ICJR: Ada Penghalangan Jurnalis di Wadas
Berita Baru, Jakarta – Institute for Criminal Justice Reform (ICJR) menyampaikan bahwa ada sejumlah jurnalis dihalang-halangi oleh aparat ketika ingin meliput peristiwa yang terjadi di Wadas Purworejo Jawa Tengah.
Sustira Dirga peneliti di ICJR menyebut, karena adanya penghadangan tersebut informasi yang diterima publik cukup membingungkan.
“Cukup simpang siur, apalagi tentang jumlah warga yang ditangkap aparat,” kata Dirga ketika dihubungi redaksi melalui telepon pada Sabtu (12/2).
Sebagai alternatif, beberapa jaringan pers mengandalkan unggahan-unggahan akun @Wadas_Melawan di lini masa Twitternya untuk mendapatkan informasi.

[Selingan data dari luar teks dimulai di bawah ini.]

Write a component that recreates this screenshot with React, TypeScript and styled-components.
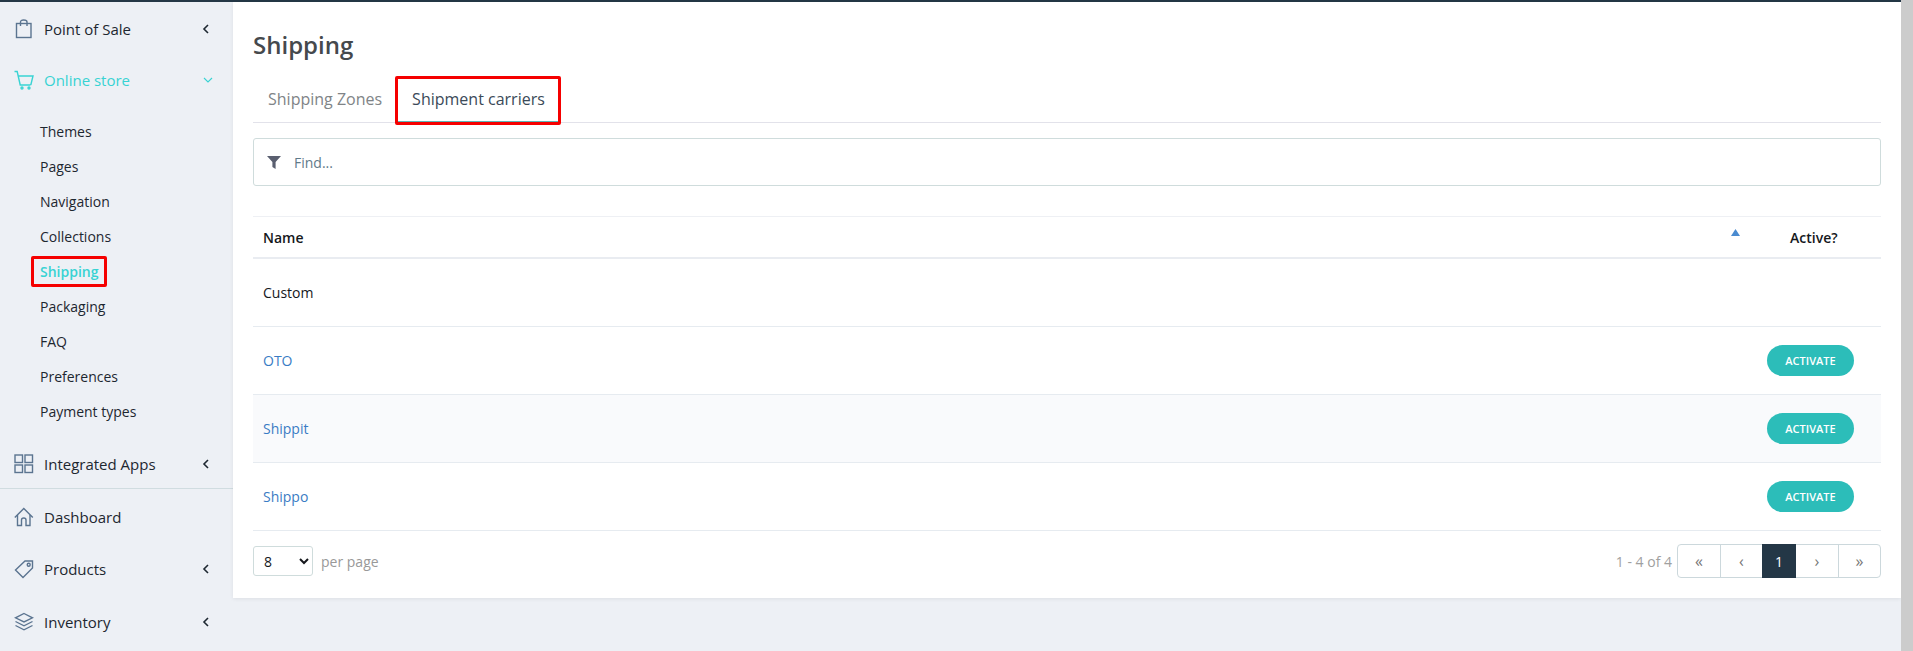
import * as React from 'react';
import styled, { createGlobalStyle } from 'styled-components';

const GlobalStyle = createGlobalStyle`
  html, body {
    margin: 0;
    padding: 0;
    height: 100%;
    overflow: hidden;
    background: #edf0f5;
    font-family: 'Open Sans', 'Liberation Sans', sans-serif;
    font-size: 14px;
  }
  * {
    box-sizing: border-box;
  }
`;

const Page = styled.div`
  display: flex;
  height: 651px;
`;

const Frame = styled.div`
  display: flex;
  flex-direction: column;
  flex: 1;
  min-width: 0;
`;

const ScrollTrack = styled.div`
  width: 12px;
  background: #cccccc;
`;

const TopBar = styled.div`
  height: 2px;
  background: #243746;
`;

const Body = styled.div`
  display: flex;
  flex: 1;
  min-height: 0;
`;

const Sidebar = styled.nav`
  width: 233px;
  padding-top: 1.5px;
  flex-shrink: 0;
`;

const NavRow = styled.div<{ $active?: boolean; $tall?: boolean }>`
  display: flex;
  align-items: center;
  height: ${(p) => (p.$tall ? '52.5px' : '51px')};
  padding: 0 22px 0 14px;
  gap: 10px;
  font-size: 15px;
  color: ${(p) => (p.$active ? '#38d3d3' : '#1d2730')};
`;

const NavIcon = styled.svg`
  width: 20px;
  height: 20px;
  flex-shrink: 0;
  fill: none;
  stroke: currentColor;
  stroke-width: 1.4;
`;

const NavIconSlate = styled(NavIcon)`
  color: #5b7490;
`;

const NavLabel = styled.span`
  flex: 1;
`;

const Chevron = styled.svg`
  width: 10px;
  height: 10px;
  fill: none;
  stroke: currentColor;
  stroke-width: 1.6;
`;

const ChevronOpen = styled(Chevron)`
  margin-right: -2px;
  stroke-width: 1.1;
`;

const SubMenu = styled.div`
  padding: 8px 0 10.5px 40px;
`;

const SubItem = styled.div<{ $active?: boolean }>`
  display: flex;
  align-items: center;
  height: 35px;
  color: ${(p) => (p.$active ? '#38d3d3' : '#1d2730')};
  font-weight: ${(p) => (p.$active ? 600 : 400)};
`;

const SubLabel = styled.span`
  position: relative;
`;

const RedMark = styled.span<{ $inset: string }>`
  position: absolute;
  inset: ${(p) => p.$inset};
  border: 3px solid #f50000;
  border-radius: 2px;
  pointer-events: none;
`;

const NavGroup = styled.div`
  border-top: 1px solid #d0dce0;
  padding-top: 1.5px;
`;

const IntegratedRow = styled(NavRow)`
  height: 49px;
`;

const Card = styled.main`
  flex: 1;
  align-self: flex-start;
  min-width: 0;
  background: #ffffff;
  padding: 27px 20px 20px;
  box-shadow: 0 1px 4px rgba(0, 0, 0, 0.07);
`;

const Title = styled.h1`
  margin: 0 0 15px;
  font-size: 24px;
  line-height: 32px;
  font-weight: 600;
  color: #45494d;
`;

const Tabs = styled.div`
  display: flex;
  height: 47px;
  border-bottom: 1px solid #e2e2ea;
`;

const Tab = styled.div<{ $active?: boolean }>`
  position: relative;
  display: flex;
  align-items: center;
  height: 46px;
  padding: 0 15px;
  font-size: 16px;
  color: ${(p) => (p.$active ? '#3b4a58' : '#808487')};
  border-bottom: ${(p) => (p.$active ? '1px solid #5fb5b5' : 'none')};
`;

const FilterBox = styled.div`
  display: flex;
  align-items: center;
  gap: 13px;
  height: 48px;
  margin-top: 15px;
  padding-left: 13px;
  border: 1px solid #cfdcdc;
  border-radius: 3px;
  color: #5f7a8a;
`;

const FilterIcon = styled.svg`
  width: 14px;
  height: 13px;
  fill: #5a5f70;
`;

const Table = styled.div`
  margin-top: 30px;
  border-top: 1px solid #eef0f4;
`;

const HeadRow = styled.div`
  display: flex;
  align-items: center;
  height: 42px;
  border-bottom: 2px solid #e9ecf1;
  font-weight: 600;
  color: #15181c;
`;

const Row = styled.div<{ $shaded?: boolean }>`
  display: flex;
  align-items: center;
  height: 68px;
  border-bottom: 1px solid #e6ebf0;
  background: ${(p) => (p.$shaded ? '#f9fafc' : '#ffffff')};
`;

const NameCell = styled.div`
  display: flex;
  justify-content: space-between;
  flex: 1;
  padding: 0 27px 0 10px;
  color: #15181c;
`;

const ActionCell = styled.div`
  width: 114px;
`;

const ActiveHead = styled(ActionCell)`
  padding-left: 23px;
`;

const SortMark = styled.svg`
  width: 9px;
  height: 7px;
  margin-top: 1px;
  fill: #4a8bd0;
`;

const CarrierLink = styled.a`
  color: #3a7cc4;
  text-decoration: none;
`;

const ActivateButton = styled.button`
  display: block;
  width: 87px;
  height: 31px;
  padding: 0;
  border: none;
  border-radius: 16px;
  background: #2cbdb9;
  color: #ffffff;
  font-family: inherit;
  font-size: 11px;
  font-weight: 600;
  text-transform: uppercase;
`;

const Footer = styled.div`
  display: flex;
  align-items: center;
  justify-content: space-between;
  padding-top: 13px;
`;

const PerPage = styled.div`
  display: flex;
  align-items: center;
  gap: 8px;
  color: #999999;
`;

const PageSelect = styled.select`
  width: 60px;
  height: 30px;
  padding-left: 6px;
  border: 1px solid #cfdcdc;
  border-radius: 3px;
  background: #ffffff;
  color: #15181c;
  font-family: inherit;
  font-size: 14px;
`;

const PagerWrap = styled.div`
  display: flex;
  align-items: center;
  gap: 5px;
  color: #a0a0a0;
`;

const Pager = styled.div`
  display: flex;
  height: 34px;
  border: 1px solid #ccd8dc;
  border-radius: 4px;
`;

const PageCell = styled.div<{ $current?: boolean; $divided?: boolean; $width: number }>`
  display: flex;
  align-items: center;
  justify-content: center;
  width: ${(p) => p.$width}px;
  margin: ${(p) => (p.$current ? '-1px 0' : '0')};
  background: ${(p) => (p.$current ? '#243746' : 'transparent')};
  color: ${(p) => (p.$current ? '#ffffff' : '#777777')};
  font-size: ${(p) => (p.$current ? '14px' : '16px')};
  border-left: ${(p) => (p.$divided ? '1px solid #ccd8dc' : 'none')};
`;

const ChevronLeft = () => (
  <Chevron viewBox="0 0 10 10">
    <path d="M7 1 L3 5 L7 9" />
  </Chevron>
);

const submenu = ['Themes', 'Pages', 'Navigation', 'Collections', 'Shipping', 'Packaging', 'FAQ', 'Preferences', 'Payment types'];
const carriers = ['OTO', 'Shippit', 'Shippo'];

export default function App() {
  return (
    <Page>
      <GlobalStyle />
      <Frame>
        <TopBar />
        <Body>
          <Sidebar>
            <NavRow>
              <NavIconSlate viewBox="0 0 20 20">
                <rect x="2.5" y="4.5" width="14.5" height="14" />
                <path d="M6.5 7 V3 Q6.5 1 9.7 1 Q13 1 13 3 V7" />
              </NavIconSlate>
              <NavLabel>Point of Sale</NavLabel>
              <ChevronLeft />
            </NavRow>
            <NavRow $active>
              <NavIcon viewBox="0 0 20 20">
                <path d="M0.5 1.5 H3.2 L6.2 15 H16.5 M4.2 6 H19 L16.8 15" />
                <circle cx="8" cy="18" r="1" />
                <circle cx="15" cy="18" r="1" />
              </NavIcon>
              <NavLabel>Online store</NavLabel>
              <ChevronOpen viewBox="0 0 10 10">
                <path d="M1 3 L5 7 L9 3" />
              </ChevronOpen>
            </NavRow>
            <SubMenu>
              {submenu.map((item) => (
                <SubItem key={item} $active={item === 'Shipping'}>
                  <SubLabel>
                    {item}
                    {item === 'Shipping' && <RedMark $inset="-6px -9px -6px -9px" />}
                  </SubLabel>
                </SubItem>
              ))}
            </SubMenu>
            <IntegratedRow>
              <NavIconSlate viewBox="0 0 20 20">
                <rect x="1" y="1" width="7.5" height="7.5" />
                <rect x="11" y="1" width="7.5" height="7.5" />
                <rect x="1" y="11" width="7.5" height="7.5" />
                <rect x="11" y="11" width="7.5" height="7.5" />
              </NavIconSlate>
              <NavLabel>Integrated Apps</NavLabel>
              <ChevronLeft />
            </IntegratedRow>
            <NavGroup>
              <NavRow $tall>
                <NavIconSlate viewBox="0 0 20 20">
                  <path d="M0.8 10.5 L9.8 1.5 L18.8 10.5" />
                  <path d="M3.5 8 V18.5 H7.5 V13 Q7.5 11 9.8 11 Q12 11 12 13 V18.5 H16 V8" />
                </NavIconSlate>
                <NavLabel>Dashboard</NavLabel>
              </NavRow>
              <NavRow $tall>
                <NavIconSlate viewBox="0 0 20 20">
                  <path d="M11 2 H18.5 V9 L9 18.5 L1.5 11 Z" />
                  <circle cx="14.7" cy="5.8" r="1.5" />
                </NavIconSlate>
                <NavLabel>Products</NavLabel>
                <ChevronLeft />
              </NavRow>
              <NavRow $tall>
                <NavIconSlate viewBox="0 0 20 20">
                  <path d="M10 1.5 L18.5 5.8 L10 10 L1.5 5.8 Z" />
                  <path d="M1.5 9.5 L10 13.8 L18.5 9.5" />
                  <path d="M1.5 13.5 L10 17.8 L18.5 13.5" />
                </NavIconSlate>
                <NavLabel>Inventory</NavLabel>
                <ChevronLeft />
              </NavRow>
            </NavGroup>
          </Sidebar>
          <Card>
            <Title>Shipping</Title>
            <Tabs>
              <Tab>Shipping Zones</Tab>
              <Tab $active>
                Shipment carriers
                <RedMark $inset="0 -1px -4px -2px" />
              </Tab>
            </Tabs>
            <FilterBox>
              <FilterIcon viewBox="0 0 14 13">
                <path d="M0 0 H14 L8.6 6 V13 L5.4 11 V6 Z" />
              </FilterIcon>
              Find...
            </FilterBox>
            <Table>
              <HeadRow>
                <NameCell>
                  Name
                  <SortMark viewBox="0 0 9 7">
                    <path d="M4.5 0 L9 7 H0 Z" />
                  </SortMark>
                </NameCell>
                <ActiveHead>Active?</ActiveHead>
              </HeadRow>
              <Row>
                <NameCell>Custom</NameCell>
                <ActionCell />
              </Row>
              {carriers.map((name) => (
                <Row key={name} $shaded={name === 'Shippit'}>
                  <NameCell>
                    <CarrierLink href="#">{name}</CarrierLink>
                  </NameCell>
                  <ActionCell>
                    <ActivateButton>Activate</ActivateButton>
                  </ActionCell>
                </Row>
              ))}
            </Table>
            <Footer>
              <PerPage>
                <PageSelect defaultValue="8">
                  <option value="8">8</option>
                  <option value="16">16</option>
                </PageSelect>
                per page
              </PerPage>
              <PagerWrap>
                1 - 4 of 4
                <Pager>
                  <PageCell $width={42}>«</PageCell>
                  <PageCell $width={42} $divided>
                    ‹
                  </PageCell>
                  <PageCell $width={34} $current>
                    1
                  </PageCell>
                  <PageCell $width={42}>›</PageCell>
                  <PageCell $width={42} $divided>
                    »
                  </PageCell>
                </Pager>
              </PagerWrap>
            </Footer>
          </Card>
        </Body>
      </Frame>
      <ScrollTrack />
    </Page>
  );
}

Kendati demikian, lanjut Dirga, baru-baru ini ICJR menerima laporan bahwa sinyal di Wadas sering terganggu.
Sebagai respons, hingga saat ini ICJR dan tim sedang dalam proses penelitian apakah ada pihak tertentu yang berupaya memutus jaringan internet di Wadas.
“Kami sedang melakukan pengecekan ya. Soalnya, beberapa kawan cerita bahwa jaringan di Wadas tiba-tiba tidak stabil, padahal sebelumnya hal yang sama tidak pernah terjadi,” jelas Dirga.
Buruknya Indeks Kebebasan Pers Indonesia
Pelarangan liputan di Wadas ini bukanlah satu-satunya kasus yang ada. Berdasarkan riset ICJR, sepanjang 2021 ada 43 kasus kekerasan terhadap jurnalis. Salah satunya adalah larangan untuk meliput.
Ada enam (6) model kekerasan yang sering diterima jurnalis ketika melakukan pekerjaan jurnalistik, yakni teror dan intimidasi (9 kasus), kekerasan fisik (7 kasus), pelarangan liputan (7 kasus), serangan digital (5 kasus), ancaman (5 kasus), dan penuntutan hukum (4 kasus).
Adapun pihak yang kerap melakukannya, di urutan pertama adalah polisi (12 kasus), kemudian disusul orang yang tidak dikenal (10 kasus), aparat pemerintah (8 kasus), warga (4 kasus), pekerja profesional (4 kasus), TNI (1 kasus), dan Perusahaan (1 kasus).
“Sebab inilah indeks Kebebasan Pers Indonesia buruk. Indonesia menduduki posisi ke-113 dari 180 negara di dunia dalam indeks kebebasan pers,” tulis ICJR dalam akun resmi Twitternya, Rabu (9/2).
Karena beberapa hal inilah kemudian ketika perayaan Hari Pers Nasional kemarin, ICJR secara tegas menyampaikan bahwa tidak ada hari pers apa pun yang patut dirayakan tahun ini.
SOP keamanan
Mengetahui bahwa keamanan jurnalis tidak benar-benar terjamin ketika sedang melakukan tugas, khususnya dalam kasus sensitif seperti peristiwa di Wadas, ICJR menyarankan para jurnalis untuk memiliki Standar Operating Procedure (SOP) keamanannya masing-masing.
Pasalnya, menurut Dirga, mengaca pada kasus-kasus yang sudah terjadi, jaminan keamanan yang menjadi hak jurnalis sangat lemah, bahkan tidak ada.
“Ada salah satu jurnalis itu, dia sudah mengenakan jaket pengenal bahwa dia jurnalis, tandanya kan sudah besar ya itu, pakai jaket, tapi kenyataannya masih terkena serangan,” papar Dirga.
“Jadi, biar aman, kami menyarankan teman-teman jurnalis untuk memiliki SOP keamanannya masing-masing,” imbuhnya.
Di atas semuanya, ICJR menghimbau pada pemerintah agar serius dalam menjamin hak masyarakat atas informasi yang berkualitas pada satu sisi dan menjamin keamanan jurnalis ketika menjalankan tugasnya pada sisi lainnya.
“Termasuk untuk para aparat ya, agar mereka tidak lagi melakukan tindak kekerasan terhadap jurnalis yang sedang bertugas,” pungkas Dirga.